A reação emocional e instantânea possibilitada pela internet é uma das ferramentas essenciais de um novo sistema. O "capitalismo de vigilância" (surveillance capitalism) é um conceito elaborado pela professora de Harvard Shoshana Zuboff. Uma de suas definições: "Uma nova ordem econômica que considera a experiência humana matéria-prima gratuita para práticas comerciais veladas de extração, previsão e vendas". É o que fazem, por exemplo, Google e Facebook.
O verdadeiro negócio dessas gigantes não é dar, mas sim retirar informações de seus usuários, para poder, sem que eles saibam, mapeá-los e oferecer-lhes, de uma forma mais eficiente para o negócio, produtos e serviços. Para tanto, as palavras não bastam. É preciso armazenar e decifrar emoções. Por dia, mais de 5 bilhões de emojis são compartilhados, só no Facebook e no Messenger.
Nesse contexto, a possibilidade de expressão com carinhas de riso e de ódio, sinais de aprovação e desencanto, de impaciência ou de gargalhada, oferece a essas empresas um tesouro incalculável para que elas nos conheçam, muitas vezes, mais do que nós mesmos. É isso que dá a elas o valor que têm: a matéria-prima comportamental que nos extraem, de graça, cada vez que externamos em suas plataformas, de forma rápida sem filtro, uma preferência ou uma emoção.

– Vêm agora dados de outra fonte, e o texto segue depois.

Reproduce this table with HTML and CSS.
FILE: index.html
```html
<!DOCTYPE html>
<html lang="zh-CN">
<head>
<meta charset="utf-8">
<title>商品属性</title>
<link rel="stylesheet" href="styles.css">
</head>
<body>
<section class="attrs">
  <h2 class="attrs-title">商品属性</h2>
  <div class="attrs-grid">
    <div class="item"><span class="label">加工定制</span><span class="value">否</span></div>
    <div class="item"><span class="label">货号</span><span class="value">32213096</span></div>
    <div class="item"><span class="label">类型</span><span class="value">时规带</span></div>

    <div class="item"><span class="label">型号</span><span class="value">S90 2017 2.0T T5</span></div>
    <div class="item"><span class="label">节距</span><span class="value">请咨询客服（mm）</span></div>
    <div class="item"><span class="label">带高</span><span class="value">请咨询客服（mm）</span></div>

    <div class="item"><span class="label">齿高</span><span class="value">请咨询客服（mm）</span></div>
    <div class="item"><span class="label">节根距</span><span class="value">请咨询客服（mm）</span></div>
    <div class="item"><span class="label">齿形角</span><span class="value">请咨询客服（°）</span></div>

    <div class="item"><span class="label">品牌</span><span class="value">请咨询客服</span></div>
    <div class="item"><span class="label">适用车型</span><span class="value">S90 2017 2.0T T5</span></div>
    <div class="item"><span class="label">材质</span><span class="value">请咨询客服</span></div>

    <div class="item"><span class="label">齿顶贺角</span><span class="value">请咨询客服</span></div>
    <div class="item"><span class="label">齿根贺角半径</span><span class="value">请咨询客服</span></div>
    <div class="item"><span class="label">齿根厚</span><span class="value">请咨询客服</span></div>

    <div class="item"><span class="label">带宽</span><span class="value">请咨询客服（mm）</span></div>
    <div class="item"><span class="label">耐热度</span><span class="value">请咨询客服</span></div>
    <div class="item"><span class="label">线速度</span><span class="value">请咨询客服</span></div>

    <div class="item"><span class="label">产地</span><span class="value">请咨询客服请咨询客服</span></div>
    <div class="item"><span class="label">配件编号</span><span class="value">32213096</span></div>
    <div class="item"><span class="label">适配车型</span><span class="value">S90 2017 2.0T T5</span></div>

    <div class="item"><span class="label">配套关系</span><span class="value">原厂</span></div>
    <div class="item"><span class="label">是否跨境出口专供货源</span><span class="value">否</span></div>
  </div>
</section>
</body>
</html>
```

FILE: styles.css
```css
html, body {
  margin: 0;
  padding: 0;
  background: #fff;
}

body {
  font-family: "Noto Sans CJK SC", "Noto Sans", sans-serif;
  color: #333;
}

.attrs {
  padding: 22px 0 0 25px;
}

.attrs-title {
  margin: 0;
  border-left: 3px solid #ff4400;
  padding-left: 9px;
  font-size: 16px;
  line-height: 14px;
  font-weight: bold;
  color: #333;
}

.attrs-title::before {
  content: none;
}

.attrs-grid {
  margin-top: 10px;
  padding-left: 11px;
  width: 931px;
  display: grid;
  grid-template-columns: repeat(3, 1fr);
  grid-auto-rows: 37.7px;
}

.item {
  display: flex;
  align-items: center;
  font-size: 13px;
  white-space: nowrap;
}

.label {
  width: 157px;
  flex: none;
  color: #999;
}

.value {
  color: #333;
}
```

De volta a 2020, novos e explosivos ingredientes se somam ao caldo da intolerância online. Muitos deles fermentados na quarentena imposta pelo coronavírus. O psicanalista gaúcho Abrão Slavutzky identifica um dos mais relevantes: a frustração. Planos de viagens e de festas, de encontros e de compras, de conquistas e de crescimento. Tudo interrompido por um inesperado e gigantesco limite. Os pais sabem que ensinar os filhos a lidar com a frustração é um dos maiores desafios do processo educacional. A reação ao "não" é uma das menos gratificantes, mas das mais necessárias. Choro, gritos e birra são um eterno teste para a paciência e para a perseverança. Aí vem a quarentena e nos impõe essa espécie de regressão coletiva, na qual nos vemos diante de um novo e instransponível "não" aos nossos projetos e sonhos imediatos, quadro agravado pela indefinição sobre o futuro. A raiva também é um subproduto desses tempos, que inspiram, por outro lado, solidariedade e gratidão.

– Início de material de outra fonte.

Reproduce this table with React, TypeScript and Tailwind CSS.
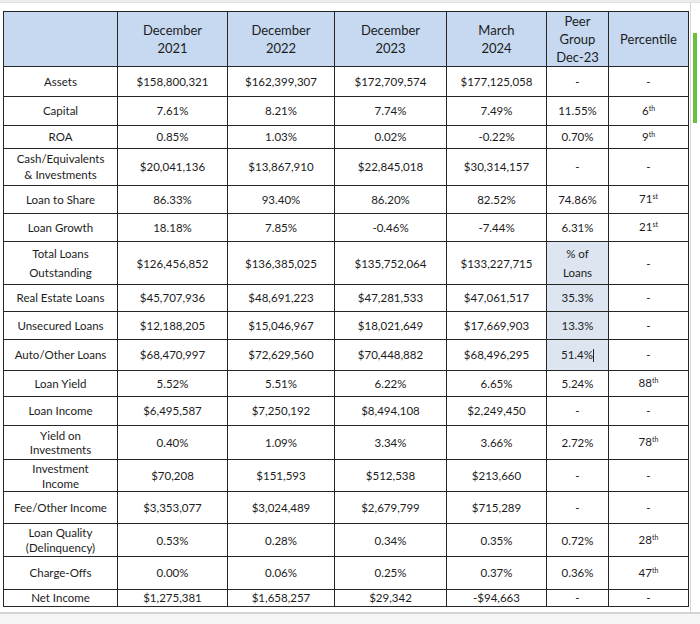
import React from "react";

type Row = {
  label: string[];
  vals: string[];
  peer: string[];
  pct: [string, string] | null;
  h: string;
  lh: string;
  hl?: boolean;
  cursor?: boolean;
};

const rows: Row[] = [
  { label: ["Assets"], vals: ["$158,800,321", "$162,399,307", "$172,709,574", "$177,125,058"], peer: ["-"], pct: null, h: "h-[30px]", lh: "leading-[16px]" },
  { label: ["Capital"], vals: ["7.61%", "8.21%", "7.74%", "7.49%"], peer: ["11.55%"], pct: ["6", "th"], h: "h-[29px]", lh: "leading-[16px]" },
  { label: ["ROA"], vals: ["0.85%", "1.03%", "0.02%", "-0.22%"], peer: ["0.70%"], pct: ["9", "th"], h: "h-[23px]", lh: "leading-[16px]" },
  { label: ["Cash/Equivalents", "& Investments"], vals: ["$20,041,136", "$13,867,910", "$22,845,018", "$30,314,157"], peer: ["-"], pct: null, h: "h-[37px]", lh: "leading-[16px]" },
  { label: ["Loan to Share"], vals: ["86.33%", "93.40%", "86.20%", "82.52%"], peer: ["74.86%"], pct: ["71", "st"], h: "h-[28px]", lh: "leading-[16px]" },
  { label: ["Loan Growth"], vals: ["18.18%", "7.85%", "-0.46%", "-7.44%"], peer: ["6.31%"], pct: ["21", "st"], h: "h-[28px]", lh: "leading-[16px]" },
  { label: ["Total Loans", "Outstanding"], vals: ["$126,456,852", "$136,385,025", "$135,752,064", "$133,227,715"], peer: ["% of", "Loans"], pct: null, h: "h-[43px]", lh: "leading-[19px]", hl: true },
  { label: ["Real Estate Loans"], vals: ["$45,707,936", "$48,691,223", "$47,281,533", "$47,061,517"], peer: ["35.3%"], pct: null, h: "h-[27px]", lh: "leading-[16px]", hl: true },
  { label: ["Unsecured Loans"], vals: ["$12,188,205", "$15,046,967", "$18,021,649", "$17,669,903"], peer: ["13.3%"], pct: null, h: "h-[28px]", lh: "leading-[16px]", hl: true },
  { label: ["Auto/Other Loans"], vals: ["$68,470,997", "$72,629,560", "$70,448,882", "$68,496,295"], peer: ["51.4%"], pct: null, h: "h-[31px]", lh: "leading-[16px]", hl: true, cursor: true },
  { label: ["Loan Yield"], vals: ["5.52%", "5.51%", "6.22%", "6.65%"], peer: ["5.24%"], pct: ["88", "th"], h: "h-[26px]", lh: "leading-[16px]" },
  { label: ["Loan Income"], vals: ["$6,495,587", "$7,250,192", "$8,494,108", "$2,249,450"], peer: ["-"], pct: null, h: "h-[29px]", lh: "leading-[16px]" },
  { label: ["Yield on", "Investments"], vals: ["0.40%", "1.09%", "3.34%", "3.66%"], peer: ["2.72%"], pct: ["78", "th"], h: "h-[34px]", lh: "leading-[14px]" },
  { label: ["Investment", "Income"], vals: ["$70,208", "$151,593", "$512,538", "$213,660"], peer: ["-"], pct: null, h: "h-[32px]", lh: "leading-[15px]" },
  { label: ["Fee/Other Income"], vals: ["$3,353,077", "$3,024,489", "$2,679,799", "$715,289"], peer: ["-"], pct: null, h: "h-[32px]", lh: "leading-[16px]" },
  { label: ["Loan Quality", "(Delinquency)"], vals: ["0.53%", "0.28%", "0.34%", "0.35%"], peer: ["0.72%"], pct: ["28", "th"], h: "h-[33px]", lh: "leading-[15px]" },
  { label: ["Charge-Offs"], vals: ["0.00%", "0.06%", "0.25%", "0.37%"], peer: ["0.36%"], pct: ["47", "th"], h: "h-[33px]", lh: "leading-[16px]" },
  { label: ["Net Income"], vals: ["$1,275,381", "$1,658,257", "$29,342", "-$94,663"], peer: ["-"], pct: null, h: "h-[17px]", lh: "leading-[14px]" },
];

const cell = "border border-[#262626] text-center align-middle p-0";

function Lines({ lines }: { lines: string[] }) {
  return (
    <>
      {lines.map((l, i) => (
        <div key={i}>{l}</div>
      ))}
    </>
  );
}

export default function App() {
  return (
    <div
      className="w-[700px] h-[624px] bg-white flex flex-col overflow-hidden text-[#1c1c1c]"
      style={{ fontFamily: "Lato, 'Open Sans', sans-serif" }}
    >
      <div className="h-[3px] bg-[#ececec] border-b border-[#e2e2e2]" />
      <div className="flex flex-row h-[609px]">
        <div className="pl-[3px] pt-[8px]">
          <table className="border-collapse table-fixed border-[1.5px] border-[#262626] text-[11.5px]">
            <colgroup>
              <col className="w-[114px]" />
              <col className="w-[110px]" />
              <col className="w-[107px]" />
              <col className="w-[112px]" />
              <col className="w-[100px]" />
              <col className="w-[62px]" />
              <col className="w-[80px]" />
            </colgroup>
            <thead>
              <tr className="h-[54px] bg-[#c6d9f0] text-[13px] leading-[18px]">
                <th className={cell + " font-normal"}></th>
                <th className={cell + " font-normal"}><Lines lines={["December", "2021"]} /></th>
                <th className={cell + " font-normal"}><Lines lines={["December", "2022"]} /></th>
                <th className={cell + " font-normal"}><Lines lines={["December", "2023"]} /></th>
                <th className={cell + " font-normal"}><Lines lines={["March", "2024"]} /></th>
                <th className={cell + " font-normal"}><Lines lines={["Peer", "Group", "Dec-23"]} /></th>
                <th className={cell + " font-normal"}>Percentile</th>
              </tr>
            </thead>
            <tbody>
              {rows.map((r, i) => (
                <tr key={i} className={r.h + " " + r.lh}>
                  <td className={cell}><Lines lines={r.label} /></td>
                  {r.vals.map((v, j) => (
                    <td key={j} className={cell}>{v}</td>
                  ))}
                  <td className={cell + (r.hl ? " bg-[#dde6f0]" : "")}>
                    {r.cursor ? (
                      <span className="inline-flex items-center">
                        51.4%
                        <span className="inline-block w-px h-[13px] bg-[#222]" />
                      </span>
                    ) : (
                      <Lines lines={r.peer} />
                    )}
                  </td>
                  <td className={cell}>
                    {r.pct ? (
                      <span>
                        {r.pct[0]}
                        <span className="relative top-[-4px] text-[7px]">{r.pct[1]}</span>
                      </span>
                    ) : (
                      "-"
                    )}
                  </td>
                </tr>
              ))}
            </tbody>
          </table>
        </div>
        <div className="ml-[1px] w-[10px] h-full border-l border-[#d6d6d6] flex flex-col">
          <div className="mt-[30px] ml-[2px] w-[4px] h-[90px] bg-[#6abf3f]" />
        </div>
      </div>
      <div className="flex-1 border-t-2 border-[#d4d4d4] bg-[#f6f6f6]" />
    </div>
  );
}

O fato de estarmos em casa, protegidos, contribui para a sensação de segurança e impunidade digital. Não há sequer o risco, mesmo que apenas hipotético, de encontrar o "inimigo" no supermercado ou da fila do cinema. A bolha ganhou uma camada extra de revestimento, feita de tijolos sólidos e de portas trancadas. De longe, todo mundo é mais valente e, muitas vezes, pela falta de empatia, nega ao outro a condição mínima de humanidade. O problema é que, mais cedo ou mais tarde, haverá o encontro na rua, como aconteceu recentemente em Porto Alegre, quando agressões covardes foram flagradas por câmeras durante uma manifestação.
Durante a semana, troquei e-mails duros com um leitor que se apresentou de forma extremamente agressiva. Foram textos curtos e ásperos. Na medida em que a conversa avançava, percebi ali um ser humano angustiado e triste com suas perdas reais. E vice-versa, acredito. Mas o que me motivou a escrever esse texto foi a última troca de mensagens entre nós, 24 horas depois. Combinamos tomar um café quando a quarentena passar para, fraternalmente, trocarmos ideias que não precisam, necessariamente, convergir. Encerramos provisoriamente nosso diálogo concordando que o esforço para construir pontes vale a pena, mesmo que seja muito mais fácil - e rápido - destruí-las.